AMERICAS NEWS: The green, green grass

It can sometimes be a foolhardy effort to covet the greenness of the grass growing in your neighbour’s garden. But when your grass is scorched and shows only a slight chance of recovery, your neighbour may well have an answer or two for your gardening woes. Private and public real estate in the US is, at the moment, no different.

After more than doubling its market capitalisation over the past two years, the US public real estate market has left its private neighbour lagging. For private equity real estate fund manager RLJ Development, however, that public surge could pose a solution to exiting its 2006 and early 2008 vintage private funds.

Robert Johnson,
RLJ founder

The Bethesda, Maryland GP currently is in talks with LPs about consolidating its Urban Lodging Fund II and Urban Lodging Fund III into one platform ready for a possible IPO as a REIT. The vehicles, which raised $743 million and $1.2 billion in commitments respectively, have a current equity multiple of just 0.8, according to second quarter 2010 performance documents from the State of Connecticut Retirement Plans and Trust Funds. Furthermore, net IRRs are -10 percent for Fund II and -38.3 percent for Fund III.

RLJ, co-founded by Robert Johnson and Thomas Baltimore, declined to comment on the IPO roll-up of its funds. But for the GP and its LPs – 15 in Fund II and 16 in Fund III, many of whom re-upped – there are two overwhelming reasons to consider such a strategy: increased liquidity for existing investors and greater access to capital and growth opportunities for management.

“For investors, public REITs obviously provide greater liquidity,” said Jason Myers, counsel in the New York office of Clifford Chance who focuses on REITs. “But from a management perspective, there is much more potential for growth in terms of investment opportunity. In addition, as a public REIT, a company has better access to capital – from equity to debt to the preferred markets – as well as the investment banking community.”

However, as the cliché goes, the grass isn’t always greener on the other side. For RLJ, the biggest hurdle it faces is pricing a potential IPO.

Indeed, the US REIT market is no longer awash with indiscriminate ‘tourist’ equity eagerly looking for yield and willing to invest in real estate at, almost, any cost. Instead, Myers said, private fund managers rolling up their funds have a “smaller group of investors to work with. These investors now have much more leverage to dictate what your pricing is going to be.” And, just as in the private markets, what they’re focused on is quality assets and lower leverage.
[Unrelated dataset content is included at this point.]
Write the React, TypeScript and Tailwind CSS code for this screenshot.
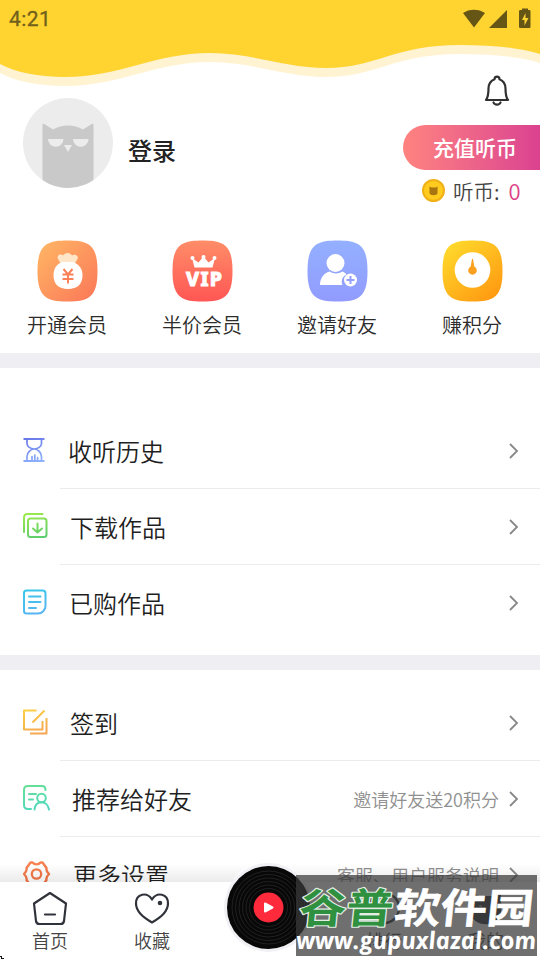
import type { ReactNode } from 'react'

const quickActions = [
  { label: '开通会员', icon: <MoneyBagIcon /> },
  { label: '半价会员', icon: <VipIcon /> },
  { label: '邀请好友', icon: <InviteIcon /> },
  { label: '赚积分', icon: <PointsIcon /> },
]

const TILE = 'M30.5 0.5C52 0.5 60.5 5 60.5 31S52 61.5 30.5 61.5 0.5 57 0.5 31 9 0.5 30.5 0.5Z'

function MoneyBagIcon() {
  return (
    <svg width="61" height="62" viewBox="0 0 61 62">
      <defs>
        <linearGradient id="bag" x1="0" y1="0" x2="1" y2="1">
          <stop offset="0" stopColor="#ffb865" />
          <stop offset="1" stopColor="#fb7658" />
        </linearGradient>
      </defs>
      <path d={TILE} fill="url(#bag)" />
      <path d="M24 24l-3-5c-1.500-4 2.500-5.500 5-3.500 1.500-3.500 7.500-3.500 9 0 3-2 7 .500 5.500 3.500l-3 5z" fill="#ffe6c8" />
      <path d="M25 22h11c6 2 9.500 7 9.500 13 0 9-5 14-14.500 14s-14.500-5-14.500-14c0-6 3-11 8.500-13Z" fill="#fff" />
      <path d="M26.500 29l4.500 5.500 4.500-5.500M25.500 34.500h11M25.500 39h11M31 34.500v9" fill="none" stroke="#fa8058" strokeWidth="2" />
    </svg>
  )
}

function VipIcon() {
  return (
    <svg width="61" height="62" viewBox="0 0 61 62">
      <defs>
        <linearGradient id="vip" x1="0" y1="0" x2="0" y2="1">
          <stop offset="0" stopColor="#ff8d68" />
          <stop offset="1" stopColor="#ff5654" />
        </linearGradient>
      </defs>
      <path d={TILE} fill="url(#vip)" />
      <path d="M20 18l6.500 4.500 5-6 5 6L43 18l-2.500 9.500h-18Z" fill="#fff" />
      <circle cx="20.500" cy="18" r="2" fill="#fff" />
      <circle cx="31.500" cy="17" r="2" fill="#fff" />
      <circle cx="42.500" cy="18" r="2" fill="#fff" />
      <text x="14" y="45.500" fill="#fff" stroke="#fff" strokeWidth="0.900" fontFamily="Noto Sans" fontWeight="800" fontSize="19.500" textLength="36" lengthAdjust="spacing">VIP</text>
    </svg>
  )
}

function InviteIcon() {
  return (
    <svg width="61" height="62" viewBox="0 0 61 62">
      <defs>
        <linearGradient id="invite" x1="0" y1="0" x2="0" y2="1">
          <stop offset="0" stopColor="#94b0ff" />
          <stop offset="1" stopColor="#919bfe" />
        </linearGradient>
      </defs>
      <path d={TILE} fill="url(#invite)" />
      <circle cx="28.500" cy="23" r="9" fill="#fff" />
      <path d="M13 45c0-7 4-12 9.500-13.500 4 2.500 9 2.500 13 0 1.500.500 3 1.500 4 3-5 2.500-5.500 7-4 10.500Z" fill="#fff" />
      <circle cx="43.500" cy="40" r="6.500" fill="#fff" />
      <path d="M39.500 40h8M43.500 36v8" stroke="#939fff" strokeWidth="2" />
    </svg>
  )
}

function PointsIcon() {
  return (
    <svg width="61" height="62" viewBox="0 0 61 62">
      <defs>
        <linearGradient id="points" x1="0.1" y1="0" x2="0.9" y2="1">
          <stop offset="0" stopColor="#ffdc2c" />
          <stop offset="1" stopColor="#ff9610" />
        </linearGradient>
      </defs>
      <path d={TILE} fill="url(#points)" />
      <circle cx="30.500" cy="30" r="17.800" fill="#fff" />
      <path d="M30 19h1l1.300 7.500a4.300 4.300 0 1 1-3.600 0Z" fill="#f9a01f" />
    </svg>
  )
}

function LineIcon({ id, from, to, children }: { id: string; from: string; to: string; children: ReactNode }) {
  return (
    <svg className="mb-[2px] shrink-0" width="28" height="26" viewBox="0 0 28 26" fill="none" stroke={`url(#${id})`} strokeWidth="2" strokeLinecap="round" strokeLinejoin="round">
      <defs>
        <linearGradient id={id} gradientUnits="userSpaceOnUse" x1="8" y1="0" x2="16" y2="26">
          <stop offset="0" stopColor={from} />
          <stop offset="1" stopColor={to} />
        </linearGradient>
      </defs>
      {children}
    </svg>
  )
}

const HistoryIcon = () => (
  <LineIcon id="history" from="#6878e8" to="#8fb4ff">
    <path d="M0.500 2h21M0.500 24h21" strokeLinecap="butt" />
    <path d="M4 2.500v4c0 3 3.500 5.500 7.200 5.500s7.300-2.500 7.300-5.500v-4M4 23.500v-4c0-3.500 3.500-7.500 7.200-7.500s7.300 4 7.300 7.500v4M9 23v-3.500M11.800 23v-5M14.600 23v-2.500" strokeWidth="1.700" />
  </LineIcon>
)

const DownloadIcon = () => (
  <LineIcon id="download" from="#9bea4b" to="#5ccc70">
    <path d="M1 19V4.500C1 2.500 2.500 1 4.500 1h15" />
    <rect x="5" y="5.500" width="18.500" height="18.500" rx="2.500" />
    <path d="M14.500 10.500v9M10 15.500l4.500 4 4.500-4" />
  </LineIcon>
)

const PurchasedIcon = () => (
  <LineIcon id="purchased" from="#39c7ea" to="#58b4f4">
    <path d="M3.500 1.500H19.500c2 0 3 1 3 3v12.500c0 4-3.500 7.500-7.500 7.500H3.500C2 24.500 1 23.500 1 22V4C1 2.500 2 1.500 3.500 1.500ZM6 7.500h11.500M6 13h11.500M6 19h7" />
  </LineIcon>
)

const SignIcon = () => (
  <LineIcon id="sign" from="#fad044" to="#f5a452">
    <path d="M13.500 1.500H1V20.500h18.500v-8.500M21.500 1.500L9.500 13.500M23.500 9v15.500H7" strokeLinecap="butt" />
  </LineIcon>
)

const RecommendIcon = () => (
  <LineIcon id="recommend" from="#66df96" to="#4ed8c0">
    <path d="M8 24H5c-2.500 0-4-1.500-4-4V5c0-2.500 1.500-4 4-4h14c2.500 0 3.500 1.500 3.500 4M6 9h7M6 14.500h4" />
    <circle cx="18.500" cy="13" r="4.300" />
    <path d="M11.500 24.500c.500-4 3-7.200 7-7.200s6.800 3.200 7.500 7.200" />
  </LineIcon>
)

const SettingsIcon = () => (
  <LineIcon id="settings" from="#f98452" to="#ef7040">
    <path strokeWidth="2.400" d="M7.500 1.500h2c2 2.500 6 2.500 8 0h2l4 5.500c-.800 2.500.500 4 2.500 6-2 2-3.300 3.500-2.500 6l-4 5.500h-2c-2-2.500-6-2.500-8 0h-2l-4-5.500c.800-2.500-.500-4-2.500-6 2-2 3.300-3.500 2.500-6Z" />
    <circle cx="13.500" cy="13" r="4.700" strokeWidth="2.300" />
  </LineIcon>
)

function Row({ icon, label, note, indent, last }: { icon: ReactNode; label: string; note?: string; indent: string; last?: boolean }) {
  return (
    <div className="relative flex h-[76px] shrink-0 items-center pl-[23px] pr-[20px]">
      {icon}
      <span className={`${indent} mb-[2px] flex-1 text-[24px] leading-[35px] text-[#1f1f1f]`}>{label}</span>
      {note && <span className="mr-[9px] text-[18px] leading-[27px] text-[#909090]">{note}</span>}
      <svg width="12" height="18" viewBox="0 0 12 18" fill="none" stroke="#888" strokeWidth="1.800">
        <path d="M2 2l7 7-7 7" />
      </svg>
      {!last && <i className="absolute bottom-0 left-[60px] right-0 h-px bg-[#ececec]" />}
    </div>
  )
}

function Tab({ label, children }: { label: string; children: ReactNode }) {
  return (
    <div className="flex w-[102px] flex-col items-center">
      <svg width="36" height="36" viewBox="0 0 36 36" fill="none" stroke="#30343a" strokeWidth="2.200" strokeLinecap="round" strokeLinejoin="round">
        {children}
      </svg>
      <span className="mt-px text-[18px] leading-[26px] text-[#444]">{label}</span>
    </div>
  )
}

export default function App() {
  return (
    <div className="relative flex h-[960px] w-[540px] flex-col overflow-hidden bg-white font-['Noto_Sans_CJK_SC',sans-serif] font-[350]">
      {/* Header with waves */}
      <header className="relative h-[98px] shrink-0">
        <svg className="absolute inset-0" width="540" height="98" viewBox="0 0 540 98">
          <path d="M0 0H540V63C515 56 490 54 460 54C395 54 375 77 326 77C286 77 252 62 210 62C155 62 120 86 65 86C38 86 15 81 0 73Z" fill="#fff3d1" />
          <path d="M0 0H540V54C515 47 490 45 460 45C395 45 375 68 326 68C286 68 252 53 210 53C155 53 120 77 65 77C38 77 15 72 0 64Z" fill="#ffd431" />
        </svg>
        <div className="relative flex items-center justify-between pl-[9px] pr-[9px] pt-[6px]">
          <span className="font-[Roboto] text-[21px] font-normal leading-[26px] tracking-[0.4px] text-[#70601b] [-webkit-text-stroke:0.3px_#70601b]">4:21</span>
          <svg width="68" height="22" viewBox="0 0 68 22" fill="#665616">
            <path d="M0 5C6 0.500 16 0.500 22 5L11 19.500ZM26 20L44 2v18Z" />
            <path d="M59 2V0.500h6V2h1c1 0 1.500.500 1.500 1.500V18.500c0 1-.500 1.500-1.500 1.500h-8.500c-1 0-1.500-.500-1.500-1.500V3.500c0-1 .500-1.500 1.500-1.500Z" />
            <path d="M62.500 5l-3.500 7h2.500v5.500l4-7.500h-3Z" fill="#ffd431" />
          </svg>
        </div>
        <svg className="absolute left-[483px] top-[75px]" width="28" height="32" viewBox="0 0 28 32" fill="none" stroke="#303030" strokeWidth="2.200" strokeLinecap="round" strokeLinejoin="round">
          <path d="M11.500 4.200c0-3.500 5-3.500 5 0 4.500 1.800 6 5 6 9.300 0 6 .200 8.500 2.500 11.500h-22c2.300-3 2.500-5.500 2.500-11.500 0-4.300 1.500-7.500 6-9.300ZM10.500 27.500c1 2.800 6 2.800 7 0" />
        </svg>
      </header>

      {/* Profile */}
      <section className="flex h-[142px] shrink-0 justify-between">
        <div className="flex h-[90px] pl-[23px]">
          <svg width="90" height="90" viewBox="0 0 90 90">
            <defs><clipPath id="avatar"><circle cx="45" cy="45" r="45" /></clipPath></defs>
            <circle cx="45" cy="45" r="45" fill="#ececec" />
            <path clipPath="url(#avatar)" d="M19.500 90V27c0-1.500 1.500-1.500 2.500-.500l8 5c9-5.500 21-5.500 30 0l8-5c1-1 2.500-1 2.500.500v63Z" fill="#c9c9c9" />
            <path d="M25 41h15.500a7.700 7.700 0 0 1-15.500 0ZM50 41h15.500a7.700 7.700 0 0 1-15.500 0ZM41 47h8L45 54Z" fill="#ececec" />
          </svg>
          <span className="ml-[15px] mt-[34px] text-[24px] font-medium leading-9 text-[#222]">登录</span>
        </div>
        <div className="pt-[27px]">
          <button className="block h-[45px] w-[137px] rounded-l-full bg-linear-to-r from-[#ff837f] to-[#db4190] pl-[7px] text-[21px] font-medium text-white">充值听币</button>
          <div className="mt-[5px] flex items-center pl-[19px]">
            <svg width="24" height="24" viewBox="0 0 24 24">
              <circle cx="11.500" cy="11.500" r="10.500" fill="#ffcb1e" stroke="#efb018" strokeWidth="2" />
              <path d="M7.500 7.500l2 1h4l2-1V14c0 3-8 3-8 0Z" fill="#a87510" />
            </svg>
            <span className="ml-[7px] text-[20.500px] leading-[30px] text-[#444]">听币:</span>
            <span className="mb-px ml-[9px] text-[22px] leading-[30px] text-[#dc3f86]">0</span>
          </div>
        </div>
      </section>

      {/* Quick actions */}
      <section className="grid h-[113px] shrink-0 grid-cols-4">
        {quickActions.map(a => (
          <div key={a.label} className="flex flex-col items-center">
            {a.icon}
            <span className="mr-px mt-[8px] text-[20px] leading-[30px] text-[#2c2c2c]">{a.label}</span>
          </div>
        ))}
      </section>

      <div className="h-[15px] shrink-0 bg-[#efeef3]" />

      <section className="flex h-[287px] shrink-0 flex-col pt-[45px]">
        <Row icon={<HistoryIcon />} label="收听历史" indent="ml-[17px]" />
        <Row icon={<DownloadIcon />} label="下载作品" indent="ml-[19px]" />
        <Row icon={<PurchasedIcon />} label="已购作品" indent="ml-[18px]" last />
      </section>

      <div className="h-[15px] shrink-0 bg-[#efeef3]" />

      <section className="flex shrink-0 flex-col pt-[15px]">
        <Row icon={<SignIcon />} label="签到" indent="ml-[19px]" />
        <Row icon={<RecommendIcon />} label="推荐给好友" note="邀请好友送20积分" indent="ml-[21px]" />
        <Row icon={<SettingsIcon />} label="更多设置" note="客服、用户服务说明" indent="ml-[22px]" last />
      </section>

      {/* Bottom tab bar */}
      <nav className="absolute inset-x-0 bottom-0 h-[96px]">
        <div className="h-[18px] bg-linear-to-b from-transparent to-black/8" />
        <svg className="absolute inset-0" width="540" height="96" viewBox="0 0 540 96">
          <path d="M0 18H210C221 18 225 22 228 27C240-12 296-12 308 27C312 22 316 18 327 18H540V96H0Z" fill="#fff" />
        </svg>
        <div className="absolute left-[-1px] top-[26px] flex">
          <Tab label="首页">
            <path d="M18 3L34 13.500 32 31c-.300 2-1.500 3-3.500 3h-21c-2 0-3.200-1-3.500-3L2 13.500ZM13 24.500h10" />
          </Tab>
          <Tab label="收藏">
            <path d="M18 32.500C9 27 2 21.500 2 13.500 2 3.500 13 1.500 18 9.500c5-8 16-6 16 4 0 8-7 13.500-16 19Z" />
            <circle cx="26" cy="13" r="1.200" fill="#30343a" />
          </Tab>
          <div className="w-[130px]" />
          <Tab label="排行">
            <circle cx="18" cy="18" r="15" />
            <path d="M23 13l-3 7-7 3 3-7Z" />
          </Tab>
          <Tab label="我的">
            <path d="M4 4l7 3h14l7-3v18c0 15-28 15-28 0Z" fill="#30343a" />
            <path d="M12 16h1M23 16h1" stroke="#888" />
          </Tab>
        </div>
        <svg className="absolute left-[224px] top-[-1px]" width="90" height="90" viewBox="0 0 90 90">
          <circle cx="44.500" cy="44.500" r="44.500" fill="#f1f1f5" />
          <circle cx="44.500" cy="44.500" r="41.500" fill="#080808" />
          {[19, 22.500, 26, 29.500, 33, 36.500].map(r => (
            <circle key={r} cx="44.500" cy="44.500" r={r} fill="none" stroke="#272727" strokeWidth="0.800" />
          ))}
          <circle cx="44.500" cy="44.500" r="15" fill="#ff2b3d" />
          <path d="M41 40.500v8l7.500-4Z" fill="#fff" stroke="#fff" strokeWidth="2" strokeLinejoin="round" />
        </svg>
        <svg className="absolute bottom-0 left-0" width="4" height="4"><path d="M0 0h2v2h2v1H1V1H0Z" fill="#111" /></svg>
      </nav>

      {/* Site stamp */}
      <svg className="absolute left-[296px] top-[875px] overflow-visible" width="244" height="85" viewBox="0 0 244 85">
        <rect width="241" height="81" fill="#3a3a3a" fillOpacity="0.73" />
        <g fontFamily="Noto Sans CJK SC" fontSize="41" fontWeight="700" transform="translate(0 48) skewX(-6)" strokeLinejoin="round">
          <text x="2" y="0" textLength="94" lengthAdjust="spacingAndGlyphs" fill="#2f9140" stroke="#e4eee5" strokeWidth="2.400" paintOrder="stroke">谷普</text>
          <text x="97" y="0" textLength="139" lengthAdjust="spacingAndGlyphs" fill="#fff" stroke="#fff" strokeWidth="0.500">软件园</text>
        </g>
        <text transform="translate(0 74) skewX(7)" x="1" y="0" fill="#fff" fontFamily="Open Sans" fontSize="24" fontWeight="700" fontStyle="italic" textLength="240" lengthAdjust="spacingAndGlyphs">www.gupuxlazal.com</text>
      </svg>
    </div>
  )
}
The US hospitality sector may be seeing the beginnings of a recovery, but it undeniably took one of the hardest hits during the downturn and the climb back will be arduous. For RLJ, that is certainly reflected in its recent returns. According to Connecticut’s performance documents, the two hotel-focused vehicles generated net time-weighted returns of -23.4 percent and -17.6 percent in the year to the end of June 2010. In the second quarter alone, Fund III – which still has “significant” equity to invest, according to Connecticut – delivered -4.6 percent returns in the second quarter of 2010 compared to zero percent for Fund II.

Furthermore, for RLJ’s Fund II, leverage is an issue. With a fund-level LTV of 88.2 percent, RLJ has struggled with its debt structure, having already restructured $478 million in loans affecting 32 assets. Fund III has a current LTV of 74.1 percent, but even that is well above the appetite of most REIT investors today. Unless a major debt reduction is in the offing, few GPs questioned by PERE about RLJ’s proposal expected a pricing that the Maryland fund manager and its LPs would be happy with.

And that is the critical issue. When it comes to pricing an IPO, the fund sponsor is not necessarily the one in charge. Management, in consultation with the bankers, will establish an estimated company valuation and IPO price and allot LPs the appropriate number of shares according to their interests in the original fund. But it is public REIT investors that ultimately determine what the IPO entity and its underlying portfolio is worth and what existing investors ultimately will receive in terms of actual value.

The danger in RLJ asking its LPs to consider a roll-up of its opportunity funds is in finding out that public investors consider the grass on the private side decidedly less green than their own.